By law, members of Congress are authorized to conduct oversight visits at Immigration and Customs Enforcement facilities at will. And tours of Delaney Hall by members of Congress are common.

But other public officials, including governors, must request permission from the nearest ICE field office, according to a February 2025 ICE memo.

A spokesperson for the Department of Homeland Security, which oversees ICE, said she had no immediate comment on the governor’s statement.

Earlier Wednesday, Rep. Analilia Mejia, a Democrat who represents New Jersey’s 11th Congressional District, confronted Markwayne Mullin, Trump’s homeland security secretary, about conditions at Delaney during a committee hearing in Washington.

She said she had met with detainees during inspections who complained about “poor sanitation, spoiled food” and a “lack of medical care.”

“I met detainees who not only were given their medication sporadically, or had their dosages lowered without consultation of their doctors, but I met detainees who were not even made aware of what medication they were given, just handed a bunch of pills,” Mejia said.

Mullin defended the care provided at ICE facilities, which he said have more medical staff members than most state prisons. It was a point that Rep.

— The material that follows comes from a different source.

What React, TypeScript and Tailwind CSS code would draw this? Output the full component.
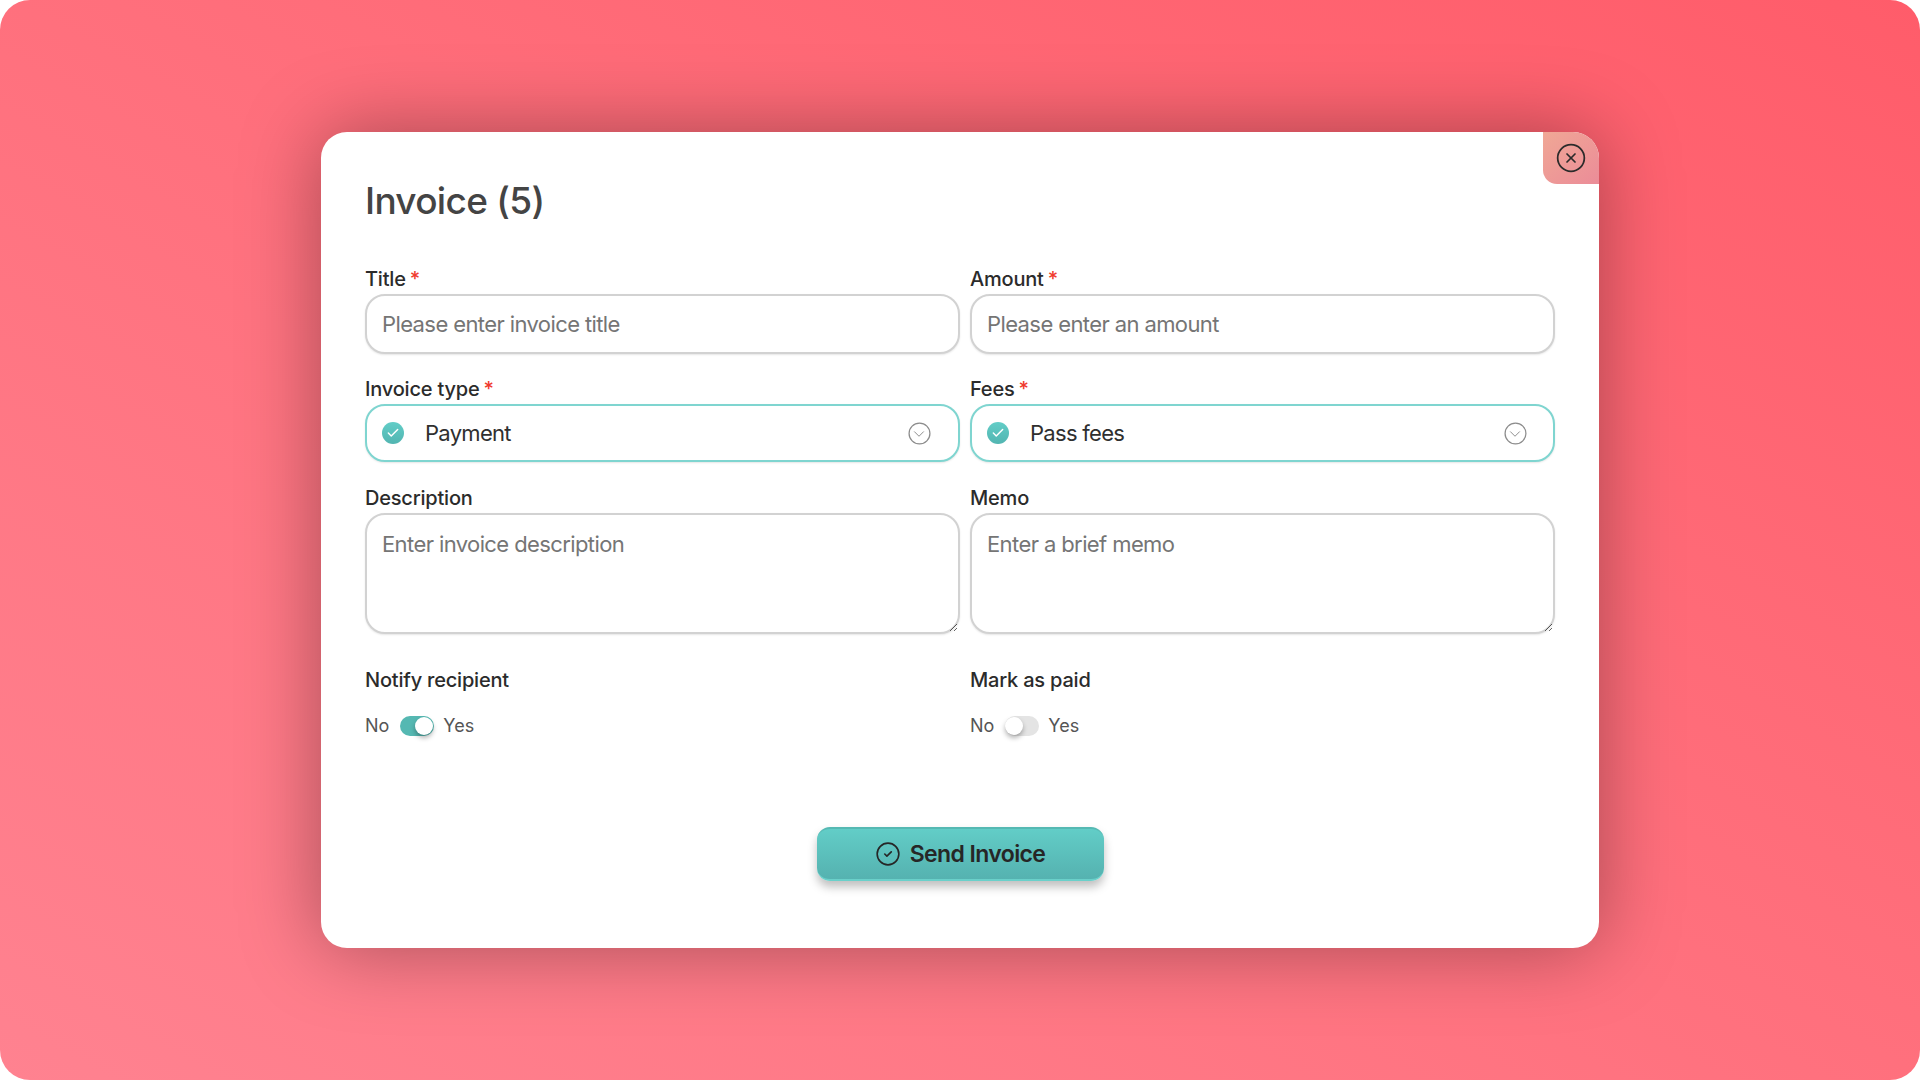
import { ChevronDown, Circle, CircleCheck, CircleX, Check } from "lucide-react";

function Label({ text, required }: { text: string; required?: boolean }) {
  return (
    <label className="block h-[24px] text-[20px] leading-[24px] font-medium tracking-[-0.2px] text-[#2b2b2b]">
      {text}
      {required && <span className="ml-[4px] text-[#f03a2e]">*</span>}
    </label>
  );
}

function TextField({ label, placeholder }: { label: string; placeholder: string }) {
  return (
    <div className="flex flex-col">
      <Label text={label} required />
      <input
        placeholder={placeholder}
        className="mt-[3px] h-[60px] rounded-[20px] border-2 border-[#d2d2d2] bg-white px-[15px] text-[22px] tracking-[-0.6px] text-[#2b2b2b] shadow-[0_1px_2px_rgba(0,0,0,0.1)] outline-none placeholder:text-[#757575]"
      />
    </div>
  );
}

function SelectField({ label, value, arrowRight }: { label: string; value: string; arrowRight: string }) {
  return (
    <div className="flex flex-col">
      <Label text={label} required />
      <div className="mt-[3px] flex h-[58px] items-center rounded-[20px] border-2 border-[#7fd5d0] bg-white pl-[15px] text-[22px] tracking-[-0.7px] text-[#2f2f2f] shadow-[0_1px_2px_rgba(0,0,0,0.1)]">
        <span className="-mt-[1px] flex h-[22px] w-[22px] items-center justify-center rounded-full bg-gradient-to-b from-[#62cdc7] to-[#52b5b1]">
          <Check size={14} strokeWidth={2.5} className="text-white" />
        </span>
        <span className="ml-[21px]">{value}</span>
        <span className={`relative ml-auto flex h-[22px] w-[22px] items-center justify-center text-[#8c8c8c] ${arrowRight}`}>
          <Circle size={25} strokeWidth={1.2} className="absolute" />
          <ChevronDown size={18} strokeWidth={1.3} className="relative top-[1px]" />
        </span>
      </div>
    </div>
  );
}

function AreaField({ label, placeholder }: { label: string; placeholder: string }) {
  return (
    <div className="flex flex-col">
      <Label text={label} />
      <textarea
        placeholder={placeholder}
        className="mt-[3px] h-[121px] rounded-[20px] border-2 border-[#d2d2d2] bg-white px-[15px] py-[15px] text-[22px] leading-[28px] tracking-[-0.6px] text-[#2b2b2b] shadow-[0_1px_2px_rgba(0,0,0,0.1)] outline-none placeholder:text-[#757575]"
      />
    </div>
  );
}

function Toggle({ label, on }: { label: string; on?: boolean }) {
  return (
    <div className="flex flex-col">
      <Label text={label} />
      <div className="mt-[22px] flex items-center text-[18px] leading-[24px] text-[#555]">
        <span>No</span>
        <span className={`relative ml-[11px] mr-[9px] h-[20px] w-[34px] rounded-full ${on ? "bg-[#55b8b2]" : "bg-[#e4e4e4]"}`}>
          <span
            className={`absolute top-[1px] h-[18px] w-[18px] rounded-full bg-white shadow-[0_3px_5px_rgba(0,0,0,0.3)] ${on ? "right-[1px]" : "left-[0px]"}`}
          />
        </span>
        <span>Yes</span>
      </div>
    </div>
  );
}

export default function App() {
  return (
    <div className="flex h-[1080px] w-[1920px] items-center justify-center overflow-hidden bg-white font-['Inter',sans-serif]">
      <div className="flex h-full w-full items-center justify-center rounded-[30px] bg-gradient-to-tr from-[#ff8290] to-[#ff5c6a]">
        <div className="relative h-[816px] w-[1278px] rounded-[26px] bg-white px-[44px] pt-[47px] shadow-[0_0_80px_rgba(0,0,0,0.35)]">
          <button className="absolute right-0 top-0 flex h-[52px] w-[56px] items-center justify-center rounded-bl-[14px] rounded-tr-[26px] bg-gradient-to-br from-[#f0a795] to-[#eb8c98] text-[#2b2b2b]">
            <CircleX size={32} strokeWidth={1.3} />
          </button>

          <h1 className="h-[44px] text-[37px] leading-[44px] font-medium tracking-[-0.7px] text-[#444]">Invoice (5)</h1>

          <div className="mt-[44px] grid grid-cols-[595px_585px] gap-x-[10px]">
            <TextField label="Title" placeholder="Please enter invoice title" />
            <TextField label="Amount" placeholder="Please enter an amount" />
          </div>

          <div className="mt-[23px] grid grid-cols-[595px_585px] gap-x-[10px]">
            <SelectField label="Invoice type" value="Payment" arrowRight="mr-[28px]" />
            <SelectField label="Fees" value="Pass fees" arrowRight="mr-[27px]" />
          </div>

          <div className="mt-[24px] grid grid-cols-[595px_585px] gap-x-[10px]">
            <AreaField label="Description" placeholder="Enter invoice description" />
            <AreaField label="Memo" placeholder="Enter a brief memo" />
          </div>

          <div className="mt-[34px] grid grid-cols-[595px_585px] gap-x-[10px]">
            <Toggle label="Notify recipient" on />
            <Toggle label="Mark as paid" />
          </div>

          <div className="mt-[89px] flex justify-center">
            <button className="flex h-[54px] w-[287px] items-center justify-center gap-[9px] rounded-[13px] border-y-2 border-t-[#55b9b3] border-b-[#6ad0ca] bg-gradient-to-b from-[#62cdc7] to-[#55b2b0] text-[23px] font-semibold tracking-[-0.6px] text-[#262626] shadow-[0_6px_10px_rgba(0,0,0,0.25)]">
              <CircleCheck size={26} strokeWidth={1.5} />
              Send Invoice
            </button>
          </div>
        </div>
      </div>
    </div>
  );
}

Jeff Van Drew, R-N.J., also made last week after he toured Delaney Hall.

“I saw good conditions, clean facilities, basic care and a detention center where ICE and DHS are doing a hard job that keeps our communities safe,” Van Drew said in a statement. “Quite frankly, the conditions I saw today are better than what you see in some nursing homes.”

Sherrill, a former member of Congress, made her opposition to Trump the centerpiece of her campaign for governor.

In March, New Jersey became one of the first states to pass a law that bars ICE agents from wearing masks while on duty. (The federal government filed a lawsuit the next month that seeks to block the law from being enforced.) Sherrill has also sued ICE over a planned detention center in a warehouse in Roxbury, New Jersey.